The System Design Interview: A Map to Winning It
You have 45 minutes. The problem is something you've never built. The interviewer expects a production-grade answer. Welcome to the modern System Design interview.
Let me be direct: the System Design interview is not a test of whether you can design a system. Nobody designs anything production-worthy in 45 minutes. It is, fundamentally, an erudition and experience test — a structured conversation where you demonstrate breadth of knowledge, depth in key areas, and the kind of instincts you only develop by actually shipping distributed systems.
The problem you're given — collaborative editor, distributed index, drone delivery — is a canvas. What the interviewer is actually evaluating is whether you paint on it with the vocabulary, patterns, and intuition of someone who has been in the trenches.
This article is a map of what that conversation should cover, and how to win it.
The 45-Minute Reality
The interviewer hands you a problem. The surface topic almost doesn't matter. What they're watching for:
- Do you know the vocabulary of distributed systems?
- Do you recognize the canonical problems and name them before they do?
- Do you have real-world intuition — war stories, legacy awareness, production instincts?
- Do you make precise tool selections — and explain why?
- Do you have domain depth — the named algorithms, the math, the edge cases?
If you're hitting all five, you're passing.
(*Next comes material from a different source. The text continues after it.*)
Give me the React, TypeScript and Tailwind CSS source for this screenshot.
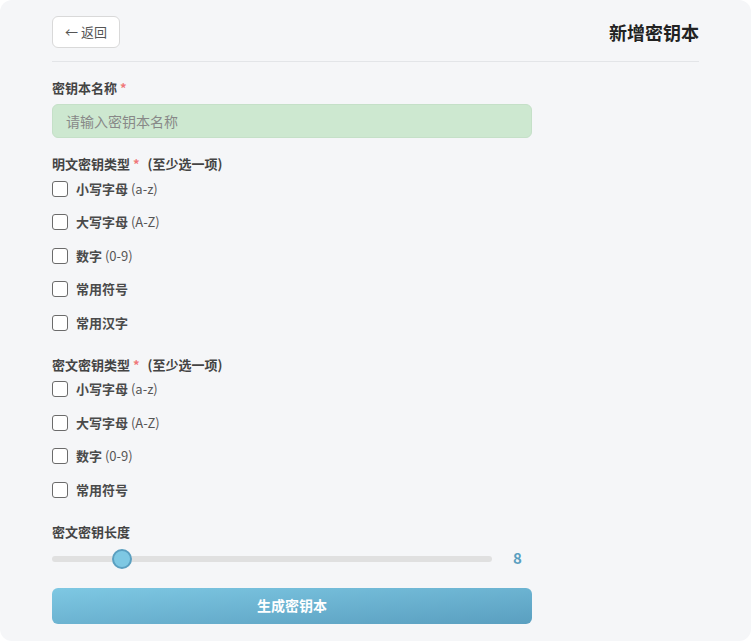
import React from "react";

const font = { fontFamily: '"Noto Sans CJK SC", "Noto Sans", sans-serif' };

function Box({ label, extra }: { label: string; extra?: string }) {
  return (
    <div className="flex h-[21.5px] items-center">
      <span className="box-border h-4 w-4 rounded-[3px] border-[1.5px] border-[#6b6b6b] bg-white" />
      <span className="ml-2 text-[13px] font-semibold leading-5 text-[#4a4a4a]">
        {label}
        {extra && <span className="font-normal text-[#555]"> {extra}</span>}
      </span>
    </div>
  );
}

function Group({ title, items }: { title: string; items: [string, string?][] }) {
  return (
    <div>
      <div className="h-5 text-[13px] font-bold leading-5 text-[#444]">
        {title} <span className="text-[#f07878]">*</span>
        <span className="ml-[8px]">(至少选一项)</span>
      </div>
      <div className="mt-[4px] flex flex-col gap-3">
        {items.map(([l, e]) => (
          <Box key={l} label={l} extra={e} />
        ))}
      </div>
    </div>
  );
}

export default function App() {
  return (
    <div className="h-[641px] w-[751px] bg-white" style={font}>
      <div className="box-border h-full w-full rounded-[12px] bg-[#f5f6f8] px-[52px] pt-4">
        <div className="flex items-center justify-between border-b border-[#e3e5e8] pb-[13px]">
          <button className="box-border flex h-8 w-[68px] items-center justify-center rounded-[6px] border border-[#d9d9d9] bg-white text-[13px] text-[#555]">
            <span className="mr-[3px]">←</span>返回
          </button>
          <div className="text-[18px] font-bold text-[#222]">新增密钥本</div>
        </div>

        <div className="mt-[16px] w-[480px]">
          <div className="h-5 text-[13px] font-bold leading-5 text-[#444]">
            密钥本名称 <span className="text-[#f07878]">*</span>
          </div>
          <div className="mt-[6px] box-border flex h-[34px] items-center rounded-[6px] border border-[#c5e0c8] bg-[#cde8d0] px-[13px] text-[14px] text-[#888]">
            请输入密钥本名称
          </div>
        </div>

        <div className="mt-4">
          <Group
            title="明文密钥类型"
            items={[
              ["小写字母", "(a-z)"],
              ["大写字母", "(A-Z)"],
              ["数字", "(0-9)"],
              ["常用符号"],
              ["常用汉字"],
            ]}
          />
        </div>

        <div className="mt-[21px]">
          <Group
            title="密文密钥类型"
            items={[
              ["小写字母", "(a-z)"],
              ["大写字母", "(A-Z)"],
              ["数字", "(0-9)"],
              ["常用符号"],
            ]}
          />
        </div>

        <div className="mt-[21px] w-[480px]">
          <div className="h-5 text-[13px] font-bold leading-5 text-[#444]">密文密钥长度</div>
          <div className="mt-[7px] flex h-5 items-center">
            <div className="relative h-[6px] w-[440px] rounded-full bg-[#e0e0e0]">
              <div className="absolute left-[60px] top-[-7px] box-border h-5 w-5 rounded-full border-2 border-[#5a9fc0] bg-[#7ec8e3]" />
            </div>
            <div className="ml-[21px] text-[15px] font-bold text-[#5a9fc0]">8</div>
          </div>
          <button className="mt-[19px] flex h-9 w-full items-center justify-center rounded-[6px] bg-gradient-to-br from-[#7ec8e3] to-[#5a9fc0] text-[14px] font-bold text-white">
            生成密钥本
          </button>
        </div>
      </div>
    </div>
  );
}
Let's go through each.
1. Speak the Language
An interviewer can tell within the first three minutes whether you've lived in distributed systems or studied them last week. You don't need to recite definitions — you need to reach for the right term at the right moment and use it naturally.
When discussing a social feed, you say "eventual consistency is fine here." When the interviewer asks about a banking ledger, you say "strong consistency — we can't show a stale balance at withdrawal time." When someone mentions collaborative editing, you say "causal consistency" — not just "we need to keep things in order."
The same applies to infrastructure vocabulary: consistent hashing (and why it minimizes data movement), leader-follower vs. leaderless replication (and when convergence conflicts become your problem), range partitioning vs. hash partitioning (and which one you can actually do a range scan on).
The move: name the model, name the trade-off, name the business consequence. Every time.
CAP is the classic example. Don't just say "CAP theorem." Say: "In the presence of a partition, I'm choosing availability here — a post missing from a social feed for 200ms is invisible to users. But for the payment service, I'd pick consistency — a stale balance means real money lost." That's the level of fluency they're testing.
2. Name the Problem Before the Interviewer Does
Every distributed system hits the same walls. Naming the wall — unprompted, at the right moment — is one of the strongest signals of real experience.
Here's what I mean by unexpected:
Thundering Herd
Not just about caches. Yes, the classic scenario is a hot cache key expiring and thousands of requests stampeding the database. But the same pattern shows up when you restart a fleet of microservices simultaneously — they all try to establish database connections, fetch configs, and warm up at the same moment. Or after a brief DNS outage, when every client retries at the same instant.
The solution vocabulary is the same — jitter, request coalescing, probabilistic early expiration (XFetch) — but recognizing the pattern in non-obvious contexts is what makes you stand out.
Circuit Breaker
The answer to "what if your dependency is slow, not down?" Most candidates think about failure as binary. It's not. A dependency returning responses in 30 seconds instead of 30 milliseconds is worse than one that's completely down — because your threads pile up waiting, your connection pool fills, and you become the outage. Name the three states (closed, open, half-open), mention the half-open probe, and you've signaled that you've been paged at 3 AM for a cascading failure.
DLQ Depth as an SLO Signal
When discussing any event-driven architecture, mention that Dead Letter Queue depth is one of the first alerts you'd set up. If the DLQ is growing, something systematic is broken. This is a production instinct — not something you'd get from a textbook.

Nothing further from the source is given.